Choosing a primary storage solution for your organization can be a complicated task. Perhaps the most important thing you can do to ensure that you end up with a well-designed and cost-effective solution is to have a solid understanding of the storage needs of your environment -- both present and future. If you fail to do this before you start to review the myriad storage solutions on the market today, you'll waste a lot of time and may end up with a solution that doesn't fit your needs.
Unless you are intentionally buying storage that will be dedicated to a single high-performance system, the best place to start is to look at literally every storage user in your environment. Highly redundant, high-performance primary storage is not cheap. So the best way to leverage the investment you're going to make is to ensure that it delivers the maximum benefit to largest percentage of your infrastructure as possible.
Here are some quick rules to follow and common pitfalls to avoid in the key areas of consideration.
Your current storage capacity requirements are probably the easiest thing to determine. Look at the disk space used by all of your servers, add that up, and voilà -- you have a number. But of course, it's not that simple. There are three core factors to consider that can cause your storage estimate to be inaccurate.
The first and often hardest factor to estimate is data growth. Having a system in place that will monitor your data usage over time and allow you to extrapolate into the future is really the only way to accurately assess this need. Whether or not you're currently considering buying storage, you should implement a system to extrapolate future needs. Knowing when you're going to need to make your next storage investment well in advance will both allow you to budget more effectively and give you a chance to implement data growth control measures before it's too late.
The third major capacity factor to consider is any planned usage of snapshots in the storage environment. Various storage vendors have implemented dramatically different snapshot technologies, so this is something you will need to revisit as you consider specific products. The amount of space that snapshots will use is typically related to the rate of data change on your storage volumes. Note that this not the same as data growth -- data can and does frequently change without growing. Databases and e-mail servers are great examples of this type of turnover. A quick rule of thumb is to set aside between 50 and 100 percent of the actual size of your data for snapshots. How often you want to take snapshots, how long you want to keep them, the specific snapshot technology in use, and your data change rate will significantly affect this calculation.
Judging the amount of performance that your disk architecture will need requires a good understanding of the various metrics used to judge disk performance. This topic can become extremely complex the deeper you delve into it, but there are some general rules that will usually allow you to make an accurate estimate of your needs.
Before you begin to consider the storage performance needs of your applications, the first thing you can do is to forget how important they are. That may sound ridiculous, but I have seen time and time again that organizations will unconsciously assume that because an application is "important," it requires more performance. Or, worse, because an application is "unimportant," they assume it will require less.
In the first case, you risk buying disk resources that you don't need. In the second case, you may end up with a poorly performing application. Important or not, nobody likes either of these situations. An application's relative importance within your organization may lead you to increase the amount of performance headroom you leave it to ensure you have room for unexpected demand spikes, but it shouldn't influence your initial analysis.

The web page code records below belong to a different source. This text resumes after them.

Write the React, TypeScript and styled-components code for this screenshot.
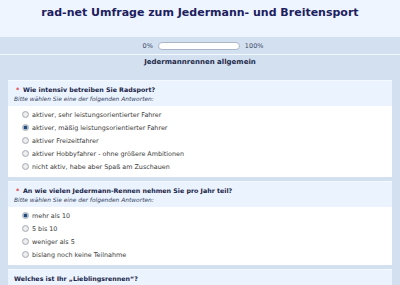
import React from "react";
import styled, { createGlobalStyle } from "styled-components";

const Global = createGlobalStyle`
  html, body { margin: 0; padding: 0; }
  body {
    background: #d3e0f0;
    font-family: "DejaVu Sans", Verdana, sans-serif;
    width: 400px;
    height: 285px;
    overflow: hidden;
  }
`;

const Header = styled.header`
  height: 37px;
  background: #eef5fe;
  display: flex;
  align-items: flex-start;
  justify-content: center;
`;

const Title = styled.h1`
  margin: 0;
  padding-top: 6px;
  font-size: 11px;
  line-height: 14px;
  font-weight: bold;
  color: #1c205e;
`;

const ProgressBand = styled.div`
  height: 17px;
  border-bottom: 1px solid #f4f8fd;
  display: flex;
  align-items: center;
  justify-content: center;
  gap: 5px;
  padding-left: 6px;
  font-size: 6.5px;
  color: #3d4a66;
`;

const Bar = styled.div`
  width: 80px;
  height: 6px;
  border: 1px solid #a9b7c9;
  border-radius: 4px;
  background: #fff;
`;

const SectionTitle = styled.div`
  height: 14px;
  line-height: 14px;
  text-align: center;
  font-size: 7px;
  font-weight: bold;
  color: #1e2a4a;
`;

const Cards = styled.div`
  padding: 11px 8px 0 8px;
  display: flex;
  flex-direction: column;
  gap: 4px;
`;

const Card = styled.section`
  background: #fff;
`;

const QHead = styled.div`
  background: #ebf4fe;
  padding: 3px 6px 2px 6px;
  border-top: 1px solid #f4f9ff;
`;

const QLine = styled.div`
  display: flex;
  align-items: center;
  height: 10px;
  font-size: 6.3px;
  font-weight: bold;
  color: #1a2346;
`;

const Star = styled.span`
  color: #e0323c;
  width: 9px;
  padding-left: 2px;
  box-sizing: border-box;
`;

const Hint = styled.div`
  height: 10px;
  line-height: 10px;
  font-size: 5.9px;
  font-style: italic;
  color: #34405c;
`;

const Body = styled.div`
  padding: 2px 0 4px 0;
`;

const Option = styled.label`
  display: flex;
  align-items: center;
  height: 13px;
  padding-left: 14px;
  gap: 3px;
  font-size: 6.4px;
  color: #3a3a3a;
`;

const Radio = styled.span<{ $on?: boolean }>`
  width: 5px;
  height: 5px;
  border-radius: 50%;
  border: 0.8px solid #a7aeb6;
  background: ${(p) =>
    p.$on
      ? "radial-gradient(circle, #244a7a 0 40%, #9fb6d0 55%, #e6eaee 100%)"
      : "radial-gradient(circle, #f0f0f0 0 30%, #d6d8da 100%)"};
  flex: none;
`;

const q1 = [
  "aktiver, sehr leistungsorientierter Fahrer",
  "aktiver, mäßig leistungsorientierter Fahrer",
  "aktiver Freizeitfahrer",
  "aktiver Hobbyfahrer - ohne größere Ambitionen",
  "nicht aktiv, habe aber Spaß am Zuschauen",
];
const q2 = ["mehr als 10", "5 bis 10", "weniger als 5", "bislang noch keine Teilnahme"];

export default function App() {
  return (
    <>
      <Global />
      <Header>
        <Title>rad-net Umfrage zum Jedermann- und Breitensport</Title>
      </Header>
      <ProgressBand>
        <span>0%</span>
        <Bar />
        <span>100%</span>
      </ProgressBand>
      <SectionTitle>Jedermannrennen allgemein</SectionTitle>
      <Cards>
        <Card>
          <QHead>
            <QLine>
              <Star>*</Star>Wie intensiv betreiben Sie Radsport?
            </QLine>
            <Hint>Bitte wählen Sie eine der folgenden Antworten:</Hint>
          </QHead>
          <Body>
            {q1.map((t, i) => (
              <Option key={t}>
                <Radio $on={i === 1} />
                {t}
              </Option>
            ))}
          </Body>
        </Card>
        <Card>
          <QHead>
            <QLine>
              <Star>*</Star>An wie vielen Jedermann-Rennen nehmen Sie pro Jahr teil?
            </QLine>
            <Hint>Bitte wählen Sie eine der folgenden Antworten:</Hint>
          </QHead>
          <Body>
            {q2.map((t, i) => (
              <Option key={t}>
                <Radio $on={i === 0} />
                {t}
              </Option>
            ))}
          </Body>
        </Card>
        <Card>
          <QHead>
            <QLine>Welches ist Ihr „Lieblingsrennen“?</QLine>
          </QHead>
        </Card>
      </Cards>
    </>
  );
}
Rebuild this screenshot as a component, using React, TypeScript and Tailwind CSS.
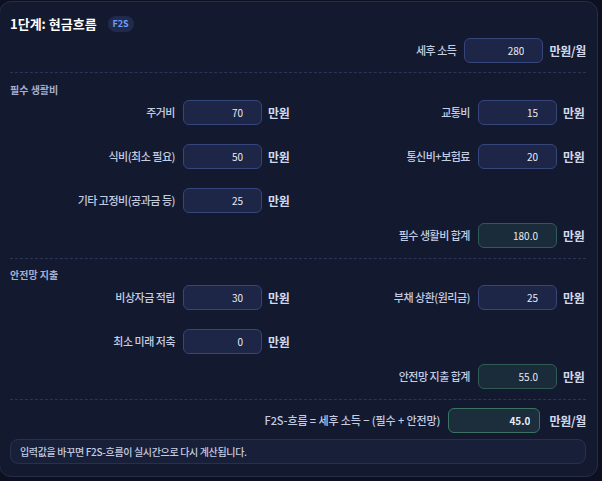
import { useState } from 'react';

type Tone = 'input' | 'total' | 'result';

interface FieldProps {
  label: string;
  value: string;
  unit?: string;
  tone?: Tone;
  onChange?: (v: string) => void;
}

const toneClass: Record<Tone, string> = {
  input: 'w-[79px] border-[#36457a] bg-[#1d2647] pr-[18px] font-normal',
  total: 'w-[79px] border-[#2e5c55] bg-[#1a2b39] pr-[18px] font-normal',
  result: 'w-[92px] border-[#3a7364] bg-[#1c2e3c] pr-[9px] font-bold',
};

function Field({ label, value, unit = '만원', tone = 'input', onChange }: FieldProps) {
  const isResult = tone === 'result';
  return (
    <div className="flex h-[25px] items-center justify-end">
      <span
        className={`mr-[8px] text-[11px] font-medium text-[#c4cce2] ${isResult ? 'tracking-[-0.1px]' : 'tracking-[-0.5px]'}`}
      >
        {label}
      </span>
      <input
        value={value}
        readOnly={tone !== 'input'}
        onChange={(e) => onChange?.(e.target.value)}
        className={`h-[25px] rounded-[6px] border text-right text-[10px] text-[#e8ecf6] outline-none ${toneClass[tone]}`}
      />
      <span
        className={`min-w-[23px] text-[12px] font-bold tracking-[-0.3px] text-[#d3d9ec] ${isResult ? 'ml-[9px]' : 'ml-[6px]'}`}
      >
        {unit}
      </span>
    </div>
  );
}

function SectionTitle({ children }: { children: string }) {
  return <div className="h-[15px] text-[10px] leading-[15px] font-bold text-[#a4afd3]">{children}</div>;
}

function Divider() {
  return <div className="border-t border-dashed border-[#2c3556]" />;
}

export default function App() {
  const [v, setV] = useState({
    income: '280',
    housing: '70',
    transport: '15',
    food: '50',
    telecom: '20',
    fixed: '25',
    emergency: '30',
    debt: '25',
    saving: '0',
  });
  const set = (k: keyof typeof v) => (x: string) => setV((p) => ({ ...p, [k]: x }));
  const n = (x: string) => Number(x) || 0;

  const essential = n(v.housing) + n(v.transport) + n(v.food) + n(v.telecom) + n(v.fixed);
  const safety = n(v.emergency) + n(v.debt) + n(v.saving);
  const f2s = n(v.income) - (essential + safety);

  return (
    <div className="min-h-screen bg-[#0c1020] pt-px font-['Noto_Sans_CJK_KR','Noto_Sans',sans-serif]">
      <div className="-ml-px w-[599px] rounded-[12px] border border-[#252d48] bg-[#131a30] pt-[12px] pb-[12px] pl-[10px] pr-[11px]">
        <div className="flex h-[20px] items-center gap-[11px]">
          <h1 className="text-[13px] font-bold text-white">1단계: 현금흐름</h1>
          <span className="flex h-[16px] w-[26px] items-center justify-center rounded-full bg-[#1f2a4c] text-[9px] font-bold text-[#6e9cff]">
            F2S
          </span>
        </div>

        <div className="mt-[4px]">
          <Field label="세후 소득" value={v.income} unit="만원/월" onChange={set('income')} />
        </div>

        <div className="mt-[9px]">
          <Divider />
        </div>

        <div className="pt-[9px]">
          <SectionTitle>필수 생활비</SectionTitle>
          <div className="mt-[3px] grid grid-cols-2 gap-x-[14px] gap-y-[19px]">
            <Field label="주거비" value={v.housing} onChange={set('housing')} />
            <Field label="교통비" value={v.transport} onChange={set('transport')} />
            <Field label="식비(최소 필요)" value={v.food} onChange={set('food')} />
            <Field label="통신비+보험료" value={v.telecom} onChange={set('telecom')} />
            <Field label="기타 고정비(공과금 등)" value={v.fixed} onChange={set('fixed')} />
          </div>
          <div className="mt-[10px]">
            <Field label="필수 생활비 합계" value={essential.toFixed(1)} tone="total" />
          </div>
        </div>

        <div className="mt-[10px]">
          <Divider />
        </div>

        <div className="pt-[8px]">
          <SectionTitle>안전망 지출</SectionTitle>
          <div className="mt-[3px] grid grid-cols-2 gap-x-[14px] gap-y-[19px]">
            <Field label="비상자금 적립" value={v.emergency} onChange={set('emergency')} />
            <Field label="부채 상환(원리금)" value={v.debt} onChange={set('debt')} />
            <Field label="최소 미래 저축" value={v.saving} onChange={set('saving')} />
          </div>
          <div className="mt-[10px]">
            <Field label="안전망 지출 합계" value={safety.toFixed(1)} tone="total" />
          </div>
        </div>

        <div className="mt-[10px]">
          <Divider />
        </div>

        <div className="mt-[8px]">
          <Field label="F2S-흐름 = 세후 소득 − (필수 + 안전망)" value={f2s.toFixed(1)} unit="만원/월" tone="result" />
        </div>

        <div className="mt-[6px] flex h-[25px] items-center rounded-[8px] border border-[#28304d] bg-[#182039] px-[9px] text-[10px] font-medium tracking-[-0.35px] text-[#c6cde2]">
          입력값을 바꾸면 F2S-흐름이 실시간으로 다시 계산됩니다.
        </div>
      </div>
    </div>
  );
}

In rough terms, there are two major performance metrics that will influence the type of disk you buy: data throughput and transactional throughput.
While it's certainly important to ensure that your chosen storage platform can meet these needs, focusing only upon maximum data throughput misses one of the most critical aspects of disk performance.
"Transactional throughput" refers to the total number of small, randomized disk transactions that your disk architecture can carry out in a given amount of time and is usually reflected in I/O per second (IOPS). In short, transactional performance is what will generally make or break your storage environment, not how much raw data you can move.
Most critical applications are based on structured data systems such as databases. These types of systems generally produce a significant amount of very small data transactions that are very rarely sequential. As such, your storage system's memory-based cache is not likely to be particularly effective, nor will you be using the bandwidth available in your storage interconnect to a great degree. The key factor in providing transactional throughput is the number and type of disks you have in your storage system. In these cases, the amount of time that it takes a drive head to seek data on one part of a disk platter and then skip over to the other side and get another piece makes a much larger difference than whether you have 4Gbps or 8Gbps FibreChannel. This type of load is why 15,000-rpm serial-attached disks and solid-state drives (SSDs) exist.
Because of this, it's absolutely critical to monitor the transactional disk load your applications exert on their storage. Make sure you perform the monitoring for long enough such that you see the spikes generated by transient events such as month-end processing and backups. These are the events that will really push your storage platform and will often define whether its implementation has been a success.
If you have never done this kind of monitoring in your environment before, there's a good chance that your conceptions of an app's importance will not match the amount of resources they consume. I'd need a few more hands to count the number of times that I've seen an e-mail server generate as much or more transactional disk load than a critical line-of-business application.